AS: The Russians are watching what happens in the election in Ukraine very closely. They have already said that Ukraine must comply with two of their demands if it wants to avoid a Russian military incursion: that it be permanently neutral and that it introduce a federal state with much more autonomy for the different regions, including eastern Ukraine -- which would presumably come under greater Russian influence. If they think there is a chance of that happening, there would not be any use of troops in eastern Ukraine, but they would use other means to persuade the Ukrainians to go along with it. If they think that is not going to happen—if, depending on the election, they see greater instability in Ukraine and think there would be a greater chance for them to acquire more territory there [via invasion]—they might move in because they realize NATO cannot respond militarily to a Russian incursion into eastern Ukraine. They would be risking much tougher sanctions, although, again, we do not know how tough they would be.
GJIA: How might Russia’s actions in the Ukraine affect U.S.-Russia relations and Russian cooperation with the European Union on matters of security?

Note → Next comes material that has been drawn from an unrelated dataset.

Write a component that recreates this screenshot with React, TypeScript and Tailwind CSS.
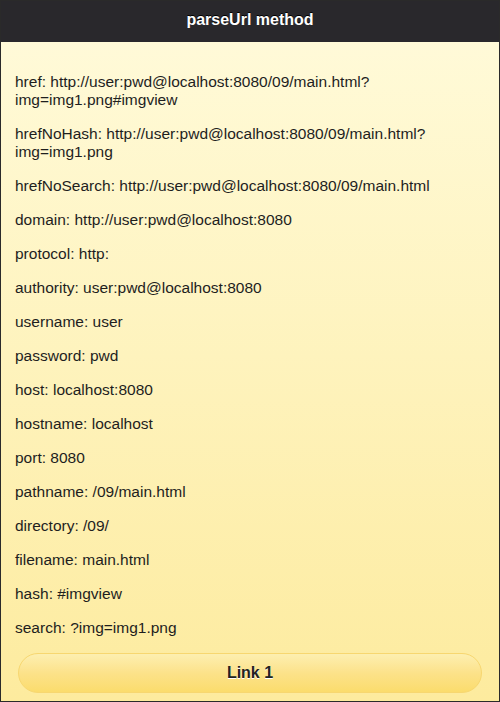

AS: The reset for U.S.-Russia relations was certainly over by last summer when Russia granted Edward Snowden temporary political asylum, which was a slap of the face to the White House after it indicated it wanted his return. That relationship is not going anywhere. There was not much on the bilateral agenda for the rest of the Obama term, but the United States is obviously working with Russia in various multilateral forums. It will continue to work with Russia in Iran, as both nations want to achieve an agreement where Iran agrees not to have nuclear weapons and to enrich uranium only up to a certain level. In Syria, the United States and Russia did work together on chemical weapons disarmament. That has gone reasonably well, but I do not know how it [will continue] in the future. The United States has disagreed with Russia over what should happen in the Syrian civil war, obviously, because it wants Assad to go and Russia believes Assad should prevail. Assad has benefited from these events in Crimea because people are paying less attention to Syria. There are other areas like the Arctic, and sometimes counterterrorism, where the United States cooperates with Russia, and there will be some issues where it continues to cooperate with them.Post-2014 Afghanistan is another area where both countries are working together. In the near future, however, it is going to be more difficult. To some extent, the same is true for the Europeans. They will remain much more closely economically linked to Russia because, again, they get a lot of their energy, particularly in Eastern Europe, from Russia. There are 300,000 German jobs that depend on trade with Russia. That will remain. There was not going to be any agreement on cooperative missile defense once Putin returned to the Kremlin. The NATO-Russia council, at the moment, is suspended. You will not see much going on there for some time.
Dr. Angela Stent is Director of the Center for Eurasian, Russian and East European Studies at Georgetown University. Her most recent book, entitled The Limits of Partnership: U.S.-Russian Relations in the Twenty-First Century, was released in 2014.
Dr. Stent was interviewed by Zachary Burdette and Ian Philbrick on 7 April 2014 in Washington, D.C.